If I try to say the joke to myself, making the word mean the three different things at the same time, it is like hearing three different pieces of music at the same time, which is uncomfortable and confusing and not like white noise. It is like three people trying to talk to you at the same time about different things.

And that is why there are no jokes in this book."

Candyfreak

by Steve Almond

This book is great. It's the story of one man's obsession with candy (non-fiction, I believe). He's got a great writing style and it was a fun read, as it made me laugh out loud a whole lot (made the people on the bus a little nervous, though). I got this book from the library, but I think I'm going to have to go purchase a copy. It's that much fun. He talks about how the obsession with candy began, how national chains have taken over the business, and then goes on a quest to visit regional candy makers (and, of course, collect free samples). It's really the tone that makes the book work - a mix of true passion, dedication and self-deprication. He's trying to unleash the candyfreak in all of us.

"I doubt Saborin envisioned, back when he was getting his degree in mechanical engineering, that he would someday explain the technical intricacies of his job by biting into a malted milk egg. But he seemed perfectly happy asked me if I wanted to go downstairs and see the chocolate bunnies.

These were, in point of fact, marshmallow bunnies covered in chocolate. They rode the conveyor belt three astride, looking nonchalant in profile, as a curtain of milk chocolate washed down onto their white fleshy pelts and enveloped them and seeped off to reveal the dimensions of their bodies in a lustrous brown. Saborin was saying something or other, involving, I think, starch. I was watching the bunnies.

Simply: I could not stop watching the bunnies, the way the light struck the wet chocolate from above, the creamy falling away of the excess into a darkened pool below, the steel machinery flecked and streaked in brown. The workers overseeing the production line didn't seem to know what to do. I myself didn't know waht to do. I was obviously experiencing some kind of dramatic psychic event, one that bordered on the disassociative. I had fallen into what I would later come to recognize as a freaktrance, a state of involuntary rapture induced by watching candy production at close range. "

"I feel compelled to note the reaction of my friend Eve when I brought her a Goo Goo from Nashville: She launched into a story about how her father used to order Terry's chocolates from a sweets shop in his native Ireland. He kept these in his bedroom and dispersed them only reluctantly to his three children. Eve's mother later confirmed this account and added that she, herself, was kept on a strict candy ration. She even remembered finding a moldy box of Terry's on top of the armoire, where her husband had hidden them years earlier. Curiously, Eve is married to Evan, the Pop Rocks black marketeer who uses his spit to bore the center from Whoppers. They have two radioactively cute children, Milo and Theodora, both of whom were huge fans of the Goo Goo (or at least very much enjoyed rubing the melted chocolate on their cheeks) and both of whom will, I suspect, require years of therapy down the line."
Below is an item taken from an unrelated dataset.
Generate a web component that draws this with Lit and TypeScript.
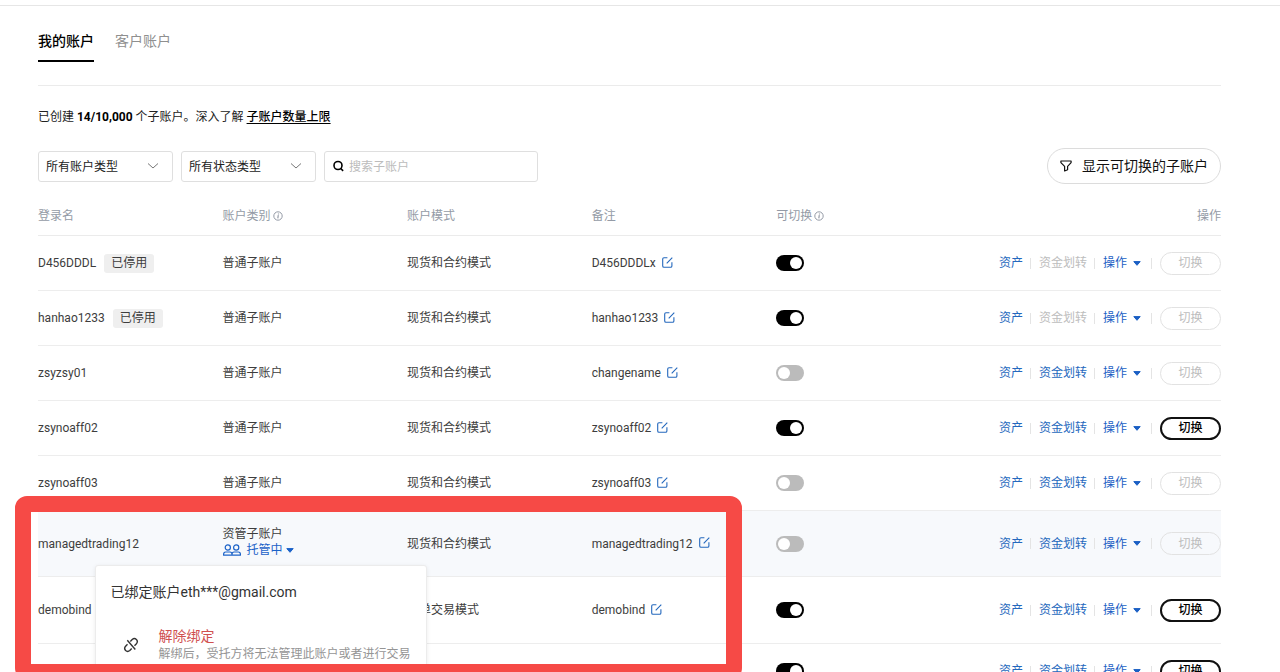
import { LitElement, html, css, svg, nothing } from "lit";
import { customElement, property, state } from "lit/decorators.js";
import { classMap } from "lit/directives/class-map.js";

interface Account {
  login: string;
  disabled?: boolean;
  kind: "" | "普通子账户" | "资管子账户";
  mode: string;
  note: string;
  switchable: boolean;
  transfer: boolean;
  canSwitch: boolean;
  size?: "tall" | "taller";
}

const PLAIN = "普通子账户";
const MANAGED = "资管子账户";
const SPOT = "现货和合约模式";
const ACCOUNTS: Account[] = [
  { login: "D456DDDL", disabled: true, kind: PLAIN, mode: SPOT, note: "D456DDDLx", switchable: true, transfer: false, canSwitch: false },
  { login: "hanhao1233", disabled: true, kind: PLAIN, mode: SPOT, note: "hanhao1233", switchable: true, transfer: false, canSwitch: false },
  { login: "zsyzsy01", kind: PLAIN, mode: SPOT, note: "changename", switchable: false, transfer: true, canSwitch: false },
  { login: "zsynoaff02", kind: PLAIN, mode: SPOT, note: "zsynoaff02", switchable: true, transfer: true, canSwitch: true },
  { login: "zsynoaff03", kind: PLAIN, mode: SPOT, note: "zsynoaff03", switchable: false, transfer: true, canSwitch: false },
  { login: "managedtrading12", kind: MANAGED, mode: SPOT, note: "managedtrading12", switchable: false, transfer: true, canSwitch: false, size: "tall" },
  { login: "demobind", kind: "", mode: "跟单交易模式", note: "demobind", switchable: true, transfer: true, canSwitch: true, size: "taller" },
  { login: "", kind: "", mode: "", note: "", switchable: true, transfer: true, canSwitch: true },
];

const SHAPES = {
  chevron: { w: 12, h: 6, body: svg`<path d="M1 .5 6 5 11 .5" stroke-width="1"/>` },
  caret: { w: 8, h: 5, body: svg`<path d="M.8.6h6.4L4 4.3z" fill="currentColor" stroke-width="1" stroke-linejoin="round"/>` },
  search: { w: 11, h: 12, body: svg`<circle cx="5" cy="5.5" r="4" stroke-width="1.6"/><path d="m7.800 8.500 2.300 2.400" stroke-width="1.6"/>` },
  filter: { w: 12, h: 12, body: svg`<path d="M.9 1h10.2v1.6L7.6 6.3v3.4L4.6 11V6.3L.9 2.6z" stroke-width="1.2" stroke-linejoin="round"/>` },
  info: { w: 10, h: 10, body: svg`<circle cx="5" cy="5" r="4.2" stroke-width="1"/><path d="M5.3 4.200 4.8 7.300M5.500 2.400v1.100" stroke-width="1.200"/>` },
  edit: { w: 11, h: 11, body: svg`<path d="M5.400.8H2Q.7.8.7 2v7q0 1.300 1.300 1.300h6.600q1.300 0 1.300-1.300V5.200M4.700 6.300 10.300.600" stroke-width="1.1"/>` },
  people: { w: 18, h: 12, body: svg`<circle cx="4.8" cy="3.5" r="2.6" stroke-width="1.200"/><circle cx="13.2" cy="3.5" r="2.6" stroke-width="1.200"/><path d="M.6 11.200v-.9Q.6 8 2.600 8H7q2 0 2 2.200v1zM9 11.200v-1Q9 8 11 8h4.400q2 0 2 2.200v1z" stroke-width="1.200" stroke-linejoin="round"/>` },
  unlink: { w: 16, h: 16, body: svg`<path d="m7.300 4.500 1.900-2q2.200-1.800 4.200 0 1.900 2.100 0 4.300l-1.900 1.900M8.700 11.500l-1.900 2q-2.200 1.800-4.200 0-1.900-2.100 0-4.300l1.900-1.900M4.300 3.300l8 9.200" stroke-width="1.400"/>` },
};

const icon = (name: keyof typeof SHAPES) => {
  const s = SHAPES[name];
  return html`<svg class="icon" width=${s.w} height=${s.h} viewBox="0 0 ${s.w} ${s.h}" fill="none" stroke="currentColor" aria-hidden="true">${s.body}</svg>`;
};

const base = css`
  * { box-sizing: border-box; }
  button, input, select { font: inherit; color: inherit; margin: 0; }
  button { padding: 0; border: 0; background: none; cursor: pointer; white-space: nowrap; }
  .icon { display: block; flex: none; }
`;

@customElement("filter-select")
export class FilterSelect extends LitElement {
  @property() label = "";
  static styles = [base, css`
    :host { display: block; width: 135px; }
    .box { display: grid; align-items: center; }
    .control, .arrow { grid-area: 1 / 1; }
    .control {
      appearance: none; width: 100%; height: 31px; padding: 1px 30px 0 7px;
      border: 1px solid #dfdfdf; border-radius: 3px; background: #fff; color: #222;
    }
    .arrow { justify-self: end; margin-right: 14px; color: #777; pointer-events: none; }
  `];
  render() {
    return html`<div class="box">
      <select class="control" aria-label=${this.label}><option>${this.label}</option></select>
      <span class="arrow">${icon("chevron")}</span>
    </div>`;
  }
}

@customElement("binding-popover")
export class BindingPopover extends LitElement {
  static styles = [base, css`
    :host {
      display: block; width: 332px; padding: 16px 15px 24px; color: #333;
      background: #fff; border: 1px solid #ececec; border-radius: 3px;
      box-shadow: 0 1px 4px rgba(0, 0, 0, .08);
    }
    .title { font-size: 14px; line-height: 20px; margin: 0 0 25px; }
    .action { display: flex; align-items: center; gap: 20px; padding-left: 12px; text-align: left; }
    .name { display: block; font-size: 14px; line-height: 18px; color: #d0504f; }
    .hint { display: block; line-height: 18px; color: #959595; }
  `];
  render() {
    return html`
      <p class="title">已绑定账户eth***@gmail.com</p>
      <button class="action">
        ${icon("unlink")}
        <span><span class="name">解除绑定</span><span class="hint">解绑后，受托方将无法管理此账户或者进行交易</span></span>
      </button>`;
  }
}

@customElement("account-table")
export class AccountTable extends LitElement {
  static styles = [base, css`
    :host { display: block; }
    .table { width: 100%; table-layout: fixed; border-collapse: separate; border-spacing: 0; }
    .col { width: 15.6%; }
    th {
      height: 40px; padding: 0; border-bottom: 1px solid #ebebeb;
      font-weight: 400; text-align: left; color: #949ba6;
    }
    td { height: 55px; padding: 0; border-bottom: 1px solid #ededed; color: #3d3d3d; }
    .tall td { height: 66px; background: #f7f9fc; }
    .taller td { height: 67px; }
    .end { text-align: right; }
    .inline { display: flex; align-items: center; }
    .info { gap: 2px; }
    .login { gap: 8px; }
    .note { gap: 6px; }
    .tag { padding: 0 7px; line-height: 19px; border-radius: 3px; background: #efefef; }
    .edit { padding-bottom: 2px; color: #2468bd; }
    .kind { position: relative; line-height: 16px; }
    .tall .kind { padding-bottom: 3px; }
    .trust { display: flex; align-items: center; gap: 3px; line-height: 16px; color: #1b62c8; }
    .people { margin-right: 3px; }
    .popover { position: absolute; z-index: 1; top: calc(100% + 4px); left: -128px; }
    .switch {
      display: block; appearance: none; width: 28px; height: 16px; padding: 2px;
      border-radius: 8px; background: #bbb; cursor: pointer;
    }
    .switch::before { content: ""; display: block; width: 12px; height: 12px; border-radius: 50%; background: #fff; }
    .switch:checked { background: #000; }
    .switch:checked::before { margin-left: 12px; }
    .actions { display: flex; align-items: center; justify-content: flex-end; color: #2468bd; }
    .bar { width: 1px; height: 11px; margin: 0 8px 0 7px; background: #e4e4e4; }
    .link:disabled { color: #bdbdbd; cursor: default; }
    .menu { display: flex; align-items: center; gap: 6px; padding-right: 3px; color: #1b5fc4; }
    .go { width: 61px; height: 23px; border: 2px solid #111; border-radius: 12px; color: #000; font-weight: 500; background: transparent; }
    .go:disabled { border: 1px solid #e2e2e2; color: #bdbdbd; font-weight: 400; cursor: default; }
  `];

  private row(a: Account) {
    return html`<tr class=${a.size ?? ""}>
      <td><div class="inline login">${a.login}${a.disabled ? html`<span class="tag">已停用</span>` : nothing}</div></td>
      <td><div class="kind">
        ${a.kind}
        ${a.kind === MANAGED
          ? html`<button class="trust" aria-expanded="true"><span class="people">${icon("people")}</span>托管中${icon("caret")}</button>
              <binding-popover class="popover"></binding-popover>`
          : nothing}
      </div></td>
      <td>${a.mode}</td>
      <td>${a.note ? html`<div class="inline note">${a.note}<button class="edit" aria-label="编辑备注">${icon("edit")}</button></div>` : nothing}</td>
      <td><input class="switch" type="checkbox" role="switch" aria-label="可切换" .checked=${a.switchable} /></td>
      <td><div class="actions">
        <button class="link">资产</button><span class="bar"></span>
        <button class="link" ?disabled=${!a.transfer}>资金划转</button><span class="bar"></span>
        <button class="menu">操作${icon("caret")}</button><span class="bar"></span>
        <button class="go" ?disabled=${!a.canSwitch}>切换</button>
      </div></td>
    </tr>`;
  }

  render() {
    return html`<table class="table">
      <colgroup><col class="col" /><col class="col" /><col class="col" /><col class="col" /><col class="col" /><col /></colgroup>
      <thead><tr>
        <th scope="col">登录名</th>
        <th scope="col"><div class="inline info">账户类别${icon("info")}</div></th>
        <th scope="col">账户模式</th>
        <th scope="col">备注</th>
        <th scope="col"><div class="inline info">可切换${icon("info")}</div></th>
        <th scope="col" class="end">操作</th>
      </tr></thead>
      <tbody>${ACCOUNTS.map((a) => this.row(a))}</tbody>
    </table>`;
  }
}

@customElement("app-root")
export class AppRoot extends LitElement {
  @state() private tab = 0;

  static styles = [base, css`
    :host {
      display: block; position: relative; height: 100vh; overflow: hidden; background: #fff; color: #222;
      font: 12px/18px Roboto, "Noto Sans CJK SC", sans-serif;
    }
    .topline { height: 6px; border-bottom: 1px solid #e6e6e6; }
    .page { padding: 25px 59px 0 38px; }
    .tabs { display: flex; gap: 21px; padding-bottom: 23px; border-bottom: 1px solid #ebebeb; }
    .tab { font-size: 14px; line-height: 20px; padding-bottom: 9px; border-bottom: 2px solid transparent; color: #8f8f8f; }
    .tab.active { color: #000; font-weight: 500; border-bottom-color: #000; }
    .summary { margin: 22px 0; }
    .strong { color: #000; font-weight: 700; }
    .limit { color: #000; font-weight: 500; text-underline-offset: 2px; }
    .filters { display: flex; align-items: center; gap: 8px; }
    .search {
      display: flex; align-items: center; gap: 5px; width: 214px; height: 31px; padding: 0 8px;
      border: 1px solid #dfdfdf; border-radius: 3px; color: #000;
    }
    .field { flex: 1; min-width: 0; padding: 1px 0 0; border: 0; outline: 0; background: none; }
    .field::placeholder { color: #bcbcbc; }
    .show {
      display: flex; align-items: center; gap: 10px; height: 36px; margin-left: auto; padding: 0 12px;
      border: 1px solid #dcdcdc; border-radius: 18px; font-size: 14px; color: #111;
    }
    .list { margin-top: 12px; }
    .marker {
      position: absolute; z-index: 2; left: 15px; top: 496px; width: 727px; height: 184px;
      border: 16px solid #f64a46; border-radius: 12px; pointer-events: none;
    }
  `];

  render() {
    return html`
      <div class="topline"></div>
      <main class="page">
        <nav class="tabs">
          ${["我的账户", "客户账户"].map((t, i) => html`<button class=${classMap({ tab: true, active: i === this.tab })} @click=${() => (this.tab = i)}>${t}</button>`)}
        </nav>
        <p class="summary">已创建 <b class="strong">14/10,000</b> 个子账户。深入了解 <a class="limit" href="#limit">子账户数量上限</a></p>
        <div class="filters">
          <filter-select label="所有账户类型"></filter-select>
          <filter-select label="所有状态类型"></filter-select>
          <label class="search">${icon("search")}<input class="field" type="text" placeholder="搜索子账户" aria-label="搜索子账户" /></label>
          <button class="show">${icon("filter")}显示可切换的子账户</button>
        </div>
        <account-table class="list"></account-table>
      </main>
      <div class="marker"></div>`;
  }
}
Wednesday, September 14, 2005

Deception Point

by Dan Brown

Okay, so I've been lax. August was a busy month, what with C. leaving town, me visiting home, and starting/shuffling classes. That, and I haven't really been reading crazy good books that I just HAD to write about. I've been busy reading things that I know I'll have no time to get sucked into once school starts. And thus, Dan Brown is on the list.
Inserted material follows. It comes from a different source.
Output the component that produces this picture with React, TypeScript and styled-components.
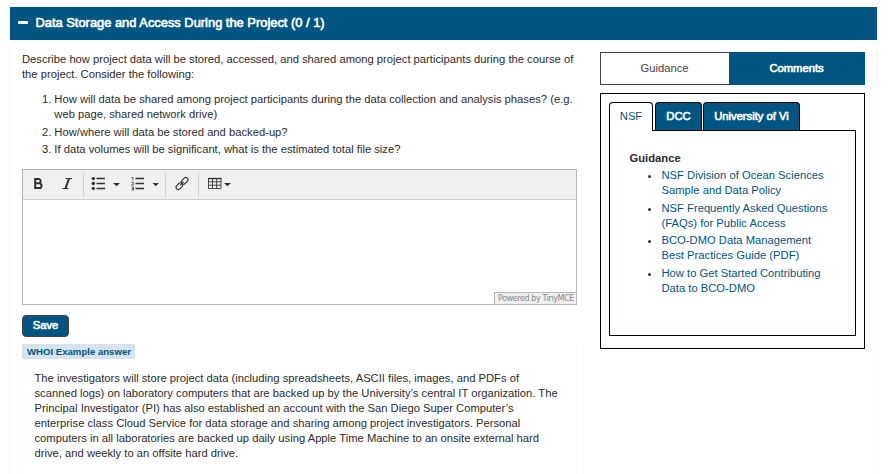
import React from 'react';
import styled, { createGlobalStyle } from 'styled-components';

const Global = createGlobalStyle`
  * { box-sizing: border-box; }
  body { margin: 0; background: #fff; color: #2b2b2b; overflow: hidden;
    font: 11.22px/15px "Liberation Sans", Arial, sans-serif; }
  ol, ul, p { margin: 0; padding: 0; list-style: none; }
`;

const blue = '#005583';

const Page = styled.div`
  width: 869px; height: 471px; margin: 3px 0 0 9px;
  border: solid #f7f7f7; border-width: 1px 1px 0;
`;
const Header = styled.header`
  height: 33px; margin-top: 3px; background: ${blue}; color: #fff;
  display: flex; align-items: center; padding: 0 0 3px 8px; gap: 7.5px;
`;
const Minus = styled.span`width: 10px; height: 3px; border-radius: 1px; background: #fff;`;
const Text = styled.span<{ $size?: number; $stroke?: number }>`
  display: block; white-space: nowrap;
  font-size: ${p => p.$size ?? 11.22}px;
  -webkit-text-stroke: ${p => p.$stroke ?? 0}px currentColor;
`;
const Columns = styled.div`display: flex; justify-content: space-between; padding: 12px 12px 0;`;
const Main = styled.main`width: 555px;`;
const Lines = styled.div`display: flex; flex-direction: column; align-items: flex-start;`;
const Questions = styled.ol`margin: 10px 0 0 20px;`;
const Question = styled.li<{ $gap?: number }>`display: flex; gap: 3px; margin-bottom: ${p => p.$gap ?? 0}px;`;

const Editor = styled.section`
  height: 136px; margin-top: 12px; border: 1px solid #b5b5b5;
  display: flex; flex-direction: column; justify-content: space-between;
`;
const Toolbar = styled.div`
  height: 30px; background: #f0f0f0; border-bottom: 1px solid #d0d0d0;
  svg { display: block; }
`;
const Powered = styled.div`
  align-self: flex-end; width: 83px; height: 13px; margin: 0 -1px -1px 0;
  border: 1px solid #b5b5b5; background: #efefef; color: #8a8a8a;
  font: 8px/11px "DejaVu Sans", sans-serif; letter-spacing: -0.4px; padding-left: 3px; white-space: nowrap;
`;
const Save = styled.button`
  display: block; width: 47px; height: 22px; margin-top: 10px; padding: 0 0 2px;
  border: 1px solid #444; border-radius: 4px; background: ${blue}; color: #fff;
  font: 11.22px/18px "Liberation Sans", Arial, sans-serif;
`;
const Example = styled.section`
  height: 130px; margin-top: 7px; border: solid #fafafa; border-width: 0 1px;
`;
const Label = styled.div`
  width: 113px; height: 15px; margin-left: -1px; padding-left: 5px;
  background: #d6e3ef; color: ${blue}; font-weight: bold;
`;
const Answer = styled(Lines)`padding: 12px 0 0 11.5px;`;

const Side = styled.aside`width: 265px;`;
const Switch = styled.div`display: flex; height: 33px;`;
const SwitchTab = styled.div<{ $active?: boolean }>`
  width: ${p => (p.$active ? 129 : 136)}px;
  display: flex; align-items: center; justify-content: center;
  border: ${p => (p.$active ? '1px solid #444' : '0')};
  border-right: 0; padding-right: 1px;
  background: ${p => (p.$active ? '#fff' : blue)};
  color: ${p => (p.$active ? '#444' : '#fff')};
`;
const Frame = styled.div`height: 256px; margin-top: 8px; padding: 8px; border: 1px solid #000;`;
const Tabs = styled.div`display: flex; height: 29px;`;
const Tab = styled.div<{ $w: number; $active?: boolean; $gap?: number }>`
  width: ${p => p.$w}px; height: ${p => (p.$active ? 29 : 28)}px; margin-right: ${p => p.$gap ?? 0}px;
  border: 1px solid #000; border-bottom: 0; border-radius: 4px 4px 0 0;
  background: ${p => (p.$active ? '#fff' : blue)}; color: ${p => (p.$active ? blue : '#fff')};
  position: relative; z-index: 1; text-align: center; line-height: 27px;
`;
const Panel = styled.div`width: 247px; height: 206px; margin-top: -1px; padding: 7px; border: 1px solid #000;`;
const Inner = styled.div`width: 232px; height: 187px; padding: 12px 0 0 11.5px; border: solid #fafafa; border-width: 0 1px 1px;`;
const Title = styled.div`font-weight: bold; padding-top: 1px;`;
const Links = styled.ul`padding: 2px 0 0 32px; color: ${blue};`;
const LinkItem = styled.li<{ $gap: number }>`
  position: relative; margin-bottom: ${p => p.$gap}px;
  &::before { content: ''; position: absolute; left: -13.5px; top: 7px; width: 3px; height: 3px; border-radius: 50%; background: #333; }
`;

const links: { lines: string[]; gap: number }[] = [
  { lines: ['NSF Division of Ocean Sciences', 'Sample and Data Policy'], gap: 3 },
  { lines: ['NSF Frequently Asked Questions', '(FAQs) for Public Access'], gap: 2 },
  { lines: ['BCO-DMO Data Management', 'Best Practices Guide (PDF)'], gap: 3 },
  { lines: ['How to Get Started Contributing', 'Data to BCO-DMO'], gap: 0 },
];

const answer = [
  'The investigators will store project data (including spreadsheets, ASCII files, images, and PDFs of',
  'scanned logs) on laboratory computers that are backed up by the University’s central IT organization. The',
  'Principal Investigator (PI) has also established an account with the San Diego Super Computer’s',
  'enterprise class Cloud Service for data storage and sharing among project investigators. Personal',
  'computers in all laboratories are backed up daily using Apple Time Machine to an onsite external hard',
  'drive, and weekly to an offsite hard drive.',
];

const ToolIcons = () => (
  <svg width="240" height="29" viewBox="23 170 240 29" fill="none" stroke="#333">
    <path d="M35.200 179h3.300a2.150 2.150 0 0 1 0 4.300H35.200zM35.200 183.300h4a2.350 2.350 0 0 1 0 4.700h-4z" strokeWidth="2" />
    <path d="M65.500 178.500h6.500M62.500 188.500h6" strokeWidth="1.200" />
    <path d="M69 178.500l-3.500 10" strokeWidth="2.100" />
    <path d="M83.500 173v24M165.500 173v24M198.500 173v24" stroke="#d0d0d0" />
    <path d="M96.500 178.500h8.500M96.500 183.500h8.500M96.500 188.500h8.500M135.500 178.500h8.500M135.500 183.500h8.500M135.500 188.500h8.500" strokeWidth="1.300" />
    <g fill="#333" stroke="none">
      <circle cx="93.300" cy="178.600" r="1.700" /><circle cx="93.300" cy="183.500" r="1.700" /><circle cx="93.300" cy="188.400" r="1.700" />
      <path d="M113 183h7l-3.500 3.200zM152.500 183h6.500l-3.200 3.200zM224 183h7l-3.500 3.200z" />
    </g>
    <path d="M131.500 177.500h1.500v3M131.500 182.300h2v1l-2 1.700h2.500M131.500 187.200h2v2.800h-2M132 188.600h1.500" strokeWidth=".8" />
    <g transform="rotate(-45 182 183.500)" strokeWidth="1.100">
      <rect x="174.500" y="181.300" width="7.500" height="4.400" rx="2.200" />
      <rect x="182" y="181.300" width="7.500" height="4.400" rx="2.200" />
      <path d="M179.500 183.500h5" />
    </g>
    <path d="M208.500 178.500h12.500v10h-12.500zM208.500 181.800h12.500M208.500 185.200h12.500M212.500 178v10.500M216.700 178v10.500" strokeWidth=".9" />
    <path d="M208 178.500h13.500" strokeWidth="1.400" />
  </svg>
);

export default function App() {
  return (
    <>
      <Global />
      <Page>
        <Header><Minus /><Text $size={12.88} $stroke={0.6}>Data Storage and Access During the Project (0 / 1)</Text></Header>
        <Columns>
          <Main>
            <Lines>
              <Text>Describe how project data will be stored, accessed, and shared among project participants during the course of</Text>
              <Text>the project. Consider the following:</Text>
            </Lines>
            <Questions>
              <Question $gap={3}><span>1.</span><Lines>
                <Text>How will data be shared among project participants during the data collection and analysis phases? (e.g.</Text>
                <Text>web page, shared network drive)</Text>
              </Lines></Question>
              <Question $gap={2}><span>2.</span><Text>How/where will data be stored and backed-up?</Text></Question>
              <Question><span>3.</span><Text>If data volumes will be significant, what is the estimated total file size?</Text></Question>
            </Questions>
            <Editor>
              <Toolbar><ToolIcons /></Toolbar>
              <Powered>Powered by TinyMCE</Powered>
            </Editor>
            <Save><Text $stroke={0.6}>Save</Text></Save>
            <Example>
              <Label><Text $size={9.6}>WHOI Example answer</Text></Label>
              <Answer>{answer.map(t => <Text key={t}>{t}</Text>)}</Answer>
            </Example>
          </Main>
          <Side>
            <Switch>
              <SwitchTab $active><Text>Guidance</Text></SwitchTab>
              <SwitchTab><Text $stroke={0.6}>Comments</Text></SwitchTab>
            </Switch>
            <Frame>
              <Tabs>
                <Tab $w={44} $active $gap={2}><Text>NSF</Text></Tab>
                <Tab $w={47} $gap={1}><Text $stroke={0.6}>DCC</Text></Tab>
                <Tab $w={97}><Text $stroke={0.6}>University of Vi</Text></Tab>
              </Tabs>
              <Panel>
                <Inner>
                  <Title><Text>Guidance</Text></Title>
                  <Links>
                    {links.map(l => (
                      <LinkItem key={l.lines[0]} $gap={l.gap}>
                        <Lines>{l.lines.map(t => <Text key={t}>{t}</Text>)}</Lines>
                      </LinkItem>
                    ))}
                  </Links>
                </Inner>
              </Panel>
            </Frame>
          </Side>
        </Columns>
      </Page>
    </>
  );
}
The book is formulaic. But I still like the formula. And as someone who thinks about science, politics and funding, it was interesting. But it doesn't contain the thrills and chills of the previous ones. If we're judging just by page-turner-ness, it's great. If we're judging by how it compares to books in the genre by other writers, it's great. It's only when we compare it to other books by Dan Brown that it starts to get a little tired.